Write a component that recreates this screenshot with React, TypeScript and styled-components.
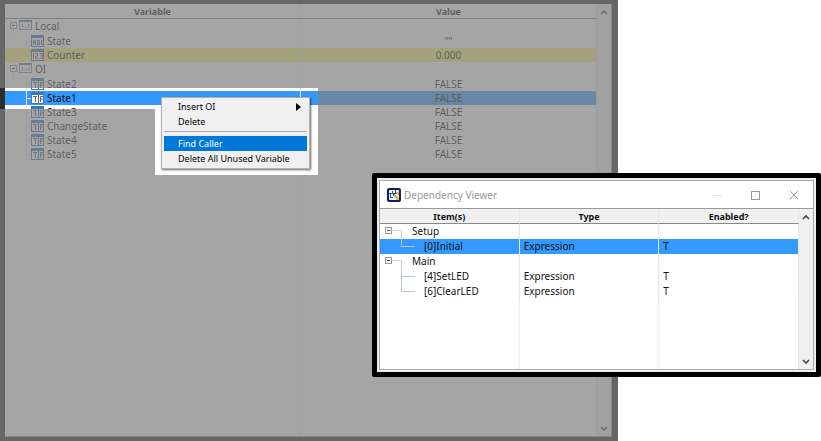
import React from "react";
import styled, { createGlobalStyle, css } from "styled-components";

const Global = createGlobalStyle`
  *, *::before, *::after { box-sizing: border-box; }
  html, body, #root { height: 100%; }
  body { margin: 0; background: #fff; color: #111; font: 10px/14px "Noto Sans", "Open Sans", sans-serif; overflow: hidden; }
  button { font: inherit; color: inherit; border: 0; background: none; padding: 0; margin: 0; }
`;

const Stage = styled.main`
  position: relative;
  height: 100%;
  display: grid;
  grid-template-columns: minmax(0, 618fr) minmax(0, 203fr);
`;

const EditorWindow = styled.section`
  position: relative;
  display: flex;
  padding: 4px 6px 4px 5px;
  background: #302c2c;
`;

const Pane = styled.div`
  flex: 1;
  min-width: 0;
  display: flex;
  background: #fff;
  border-right: 1px solid #999;
  border-bottom: 1px solid #999;
`;

const Grid = styled.table<{ $item: number }>`
  width: 100%;
  border-collapse: separate;
  border-spacing: 0;
  table-layout: fixed;
  line-height: ${(p) => p.$item}px;
`;

const GridArea = styled.div<{ $cols: number }>`
  flex: 1;
  min-width: 0;
  background-image: linear-gradient(to right, transparent calc(100% - 1px), #e8e8e8 0);
  background-size: calc(100% / ${(p) => p.$cols}) 100%;
`;

const Head = styled.th<{ $h: number; $fill?: string }>`
  height: ${(p) => p.$h}px;
  padding: 0;
  font-weight: 700;
  font-size: 9px;
  line-height: 13px;
  background: ${(p) => p.$fill ?? "transparent"};
  border-bottom: 1px solid #888;
  border-right: 1px solid #e8e8e8;
`;

type Tone = "plain" | "warn" | "selected";
const tones = { plain: "transparent", warn: "#fff078", selected: "#3399ff" };

const Row = styled.tr<{ $tone?: Tone; $h: number }>`
  height: ${(p) => p.$h}px;
  background: ${(p) => tones[p.$tone ?? "plain"]};
`;

const Cell = styled.td<{ $center?: boolean }>`
  padding: 0 0 0 ${(p) => (p.$center ? 0 : 4)}px;
  text-align: ${(p) => (p.$center ? "center" : "left")};
  border-right: 1px solid #e8e8e8;
  white-space: nowrap;
`;

const TreeCell = styled.td`
  padding: 0;
  border-right: 1px solid #e8e8e8;
`;

const Branch = styled.div<{ $h: number }>`
  display: flex;
  align-items: center;
  height: ${(p) => p.$h}px;
  line-height: ${(p) => p.$h}px;
  white-space: nowrap;
`;

const Label = styled.span<{ $gap: number }>`
  padding-left: ${(p) => p.$gap}px;
`;

const ScrollTrack = styled.div`
  width: 14px;
  display: flex;
  flex-direction: column;
  justify-content: space-between;
  background: #f0f0f0;
`;

const ScrollButton = styled.button`
  height: 15px;
  display: grid;
  place-items: center;
`;

const cover = css`
  position: absolute;
  inset: 0;
`;

const Dim = styled.div`
  ${cover}
  background: rgba(127, 127, 127, 0.7);
  clip-path: polygon(0 0, 100% 0, 100% 100%, 0 100%, 0 109px, 155px 109px, 155px 175px, 318px 175px, 318px 88px, 0 88px);
  pointer-events: none;
`;

const MenuBackdrop = styled.div`
  position: absolute;
  left: 155px;
  top: 105px;
  width: 163px;
  height: 70px;
  background: #fff;
`;

const Menu = styled.div`
  position: absolute;
  left: 161px;
  top: 97px;
  width: 149px;
  padding: 1px 2px 2px;
  display: flex;
  flex-direction: column;
  background: #f0f0f0;
  border: 1px solid #b0b0b0;
  box-shadow: 1px 1px 2px rgba(0, 0, 0, 0.6);
  font-size: 9px;
`;

const MenuItem = styled.button<{ $active?: boolean }>`
  display: flex;
  align-items: center;
  justify-content: space-between;
  height: 15px;
  padding: 0 6px 0 14px;
  white-space: nowrap;
  background: ${(p) => (p.$active ? "#0078d7" : "transparent")};
  color: ${(p) => (p.$active ? "#fff" : "#000")};
`;

const Rule = styled.hr`
  width: 100%;
  height: 1px;
  margin: 2px 0 4px;
  border: 0;
  background: #a8a8a8;
`;

const DialogFrame = styled.section`
  position: absolute;
  left: 372px;
  right: 0;
  top: 173px;
  height: 204px;
  padding: 2px;
  display: flex;
  border: 5px solid #000;
  border-radius: 2px;
  background: #eee;
`;

const Dialog = styled.div`
  flex: 1;
  min-width: 0;
  display: flex;
  flex-direction: column;
  background: #fff;
  border: 1px solid #aaa;
`;

const TitleBar = styled.header`
  display: flex;
  align-items: center;
  height: 27px;
  padding: 0 14px 0 7px;
  gap: 3px;
  color: #999;
`;

const Title = styled.h1`
  flex: 1;
  margin: 0;
  font-size: 10px;
  font-weight: 400;
`;

const WindowButtons = styled.div`
  display: flex;
  gap: 28px;
`;

const WindowButton = styled.button`
  display: flex;
`;

const DialogBody = styled.div`
  flex: 1;
  display: flex;
  min-height: 0;
  border-top: 1px solid #999;
`;

const Caret = ({ up }: { up?: boolean }) => (
  <svg width="8" height="6" viewBox="0 0 8 6" fill="none" stroke="#444" strokeWidth="1.6">
    <path d={up ? "M1 5 4 2 7 5" : "M1 1 4 4 7 1"} />
  </svg>
);

const Scrollbar = () => (
  <ScrollTrack>
    <ScrollButton aria-label="Scroll up"><Caret up /></ScrollButton>
    <ScrollButton aria-label="Scroll down"><Caret /></ScrollButton>
  </ScrollTrack>
);

const Expander = () => (
  <>
    <rect x="5.5" y="3.5" width="6" height="6" fill="#fff" stroke="#999" />
    <path d="M7 6.5H10" stroke="#445" />
  </>
);

const GroupGlyph = () => (
  <svg width="28" height="15" viewBox="0 0 28 15" fill="none">
    <path d="M8.5 15V10M12 6.5H15" stroke="#ddd" />
    <Expander />
    <rect x="14.5" y="1.5" width="12" height="9" fill="#fff" stroke="#889" />
    <path d="M14 2H27" stroke="#4080c0" strokeWidth="2" />
    <path d="M18 5H17.5V8.5H18M23.5 5H24V8.5H23.5M19.5 8H20.5M21.5 8H22.5" stroke="#888" />
  </svg>
);

type Kind = "abc" | "num" | "bool";

const kindPaths: Record<Kind, string> = {
  abc: "M25.5 11V6.5H27.5V11M25.5 8.5H27.5M29.5 11V5.5M29.5 6.5H31.5V10.5H29.5M35 6.5H33.5V10.5H35",
  num: "M25.5 5V11M27 5.5H29.5V8H27.5V10.5H30M31.5 5.5H34.5V10.5H31.5M32 8H34.5",
  bool: "M25 5.5H29M27.5 5V11M30.5 4V12M32.5 11V5.5H35M32.5 8H35",
};

const VariableGlyph = ({ kind }: { kind: Kind }) => (
  <svg width="40" height="14" viewBox="0 0 40 14" fill="none">
    <path d="M21.5 0V14M22 7.5H26" stroke="#e4e4e4" />
    <g transform="translate(3 0)">
      <rect x="23.5" y="1.5" width="12" height="11" fill="#fff" stroke="#3a78b8" />
      <path d="M23 2.5H36" stroke="#3a78b8" strokeWidth="3" />
      <path d={kindPaths[kind]} stroke="#666" />
    </g>
  </svg>
);

const variables: { name: string; value?: string; kind?: Kind; tone?: Tone }[] = [
  { name: "Local" },
  { name: "State", value: '""', kind: "abc" },
  { name: "Counter", value: "0.000", kind: "num", tone: "warn" },
  { name: "OI" },
  { name: "State2", value: "FALSE", kind: "bool" },
  { name: "State1", value: "FALSE", kind: "bool", tone: "selected" },
  { name: "State3", value: "FALSE", kind: "bool" },
  { name: "ChangeState", value: "FALSE", kind: "bool" },
  { name: "State4", value: "FALSE", kind: "bool" },
  { name: "State5", value: "FALSE", kind: "bool" },
];

const callers: { name: string; group?: boolean; last?: boolean; tone?: Tone }[] = [
  { name: "Setup", group: true },
  { name: "[0]Initial", last: true, tone: "selected" },
  { name: "Main", group: true },
  { name: "[4]SetLED" },
  { name: "[6]ClearLED", last: true },
];

const CallerGlyph = ({ group, last }: { group?: boolean; last?: boolean }) =>
  group ? (
    <svg width="28" height="15" viewBox="0 0 28 15" fill="none">
      <path d="M12 6.5H21.5V15" stroke="#d4d4d4" />
      <Expander />
    </svg>
  ) : (
    <svg width="40" height="15" viewBox="0 0 40 15" fill="none">
      <path d={last ? "M21.5 0V7.5H35" : "M21.5 0V15M22 7.5H35"} stroke="#b8c4d0" />
    </svg>
  );

const AppGlyph = () => (
  <svg width="14" height="14" viewBox="0 0 14 14">
    <rect width="14" height="14" rx="2" fill="#10205c" />
    <rect x="2" y="2" width="10" height="10" rx="1" fill="#f4f6ff" />
    <path d="M2 5H5V3H6V5H8V2H9V5H11V6H8V8H6V6H4V9H6V10H3V6H2z" fill="#2850a0" />
    <path d="M7 7H9L12 10V12H10L7 9z" fill="#e0b840" />
    <path d="M9 4H12V7H10z" fill="#e0b840" />
  </svg>
);

export default function App() {
  return (
    <>
      <Global />
      <Stage>
        <EditorWindow>
          <Pane>
            <GridArea $cols={2}>
              <Grid $item={14}>
                <thead>
                  <tr><Head $h={15}>Variable</Head><Head $h={15}>Value</Head></tr>
                </thead>
                <tbody>
                  {variables.map((v) => (
                    <Row key={v.name} $tone={v.tone} $h={v.kind ? 14 : 15}>
                      <TreeCell>
                        <Branch $h={v.kind ? 14 : 15}>
                          {v.kind ? <VariableGlyph kind={v.kind} /> : <GroupGlyph />}
                          <Label $gap={2}>{v.name}</Label>
                        </Branch>
                      </TreeCell>
                      <Cell $center>{v.value}</Cell>
                    </Row>
                  ))}
                </tbody>
              </Grid>
            </GridArea>
            <Scrollbar />
          </Pane>
          <MenuBackdrop />
          <Dim />
          <Menu role="menu">
            <MenuItem role="menuitem">
              Insert OI
              <svg width="5" height="8" viewBox="0 0 5 8"><path d="M0 0 5 4 0 8z" /></svg>
            </MenuItem>
            <MenuItem role="menuitem">Delete</MenuItem>
            <Rule />
            <MenuItem role="menuitem" $active>Find Caller</MenuItem>
            <MenuItem role="menuitem">Delete All Unused Variable</MenuItem>
          </Menu>
        </EditorWindow>
        <DialogFrame>
          <Dialog>
            <TitleBar>
              <AppGlyph />
              <Title>Dependency Viewer</Title>
              <WindowButtons>
                <WindowButton aria-label="Minimize">
                  <svg width="10" height="10" stroke="#e4e4e4"><path d="M1 5.5H9" /></svg>
                </WindowButton>
                <WindowButton aria-label="Maximize">
                  <svg width="10" height="10" fill="none" stroke="#999"><rect x="0.5" y="1.5" width="8" height="8" /></svg>
                </WindowButton>
                <WindowButton aria-label="Close">
                  <svg width="10" height="10" stroke="#999"><path d="M1 1 9 9M9 1 1 9" /></svg>
                </WindowButton>
              </WindowButtons>
            </TitleBar>
            <DialogBody>
              <GridArea $cols={3}>
                <Grid $item={15}>
                  <thead>
                    <tr>
                      <Head $h={15} $fill="#f0f0f0">Item(s)</Head>
                      <Head $h={15} $fill="#f0f0f0">Type</Head>
                      <Head $h={15} $fill="#f0f0f0">Enabled?</Head>
                    </tr>
                  </thead>
                  <tbody>
                    {callers.map((c) => (
                      <Row key={c.name} $tone={c.tone} $h={15}>
                        <TreeCell>
                          <Branch $h={15}>
                            <CallerGlyph group={c.group} last={c.last} />
                            <Label $gap={4}>{c.name}</Label>
                          </Branch>
                        </TreeCell>
                        <Cell>{c.group ? "" : "Expression"}</Cell>
                        <Cell>{c.group ? "" : "T"}</Cell>
                      </Row>
                    ))}
                  </tbody>
                </Grid>
              </GridArea>
              <Scrollbar />
            </DialogBody>
          </Dialog>
        </DialogFrame>
      </Stage>
    </>
  );
}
+ + +
• [Task requirements]
Which lines contain the word "components"? Copy each one.

• [Final result]
Write a component that recreates this screenshot with React, TypeScript and styled-components.
import styled, { createGlobalStyle, css } from "styled-components";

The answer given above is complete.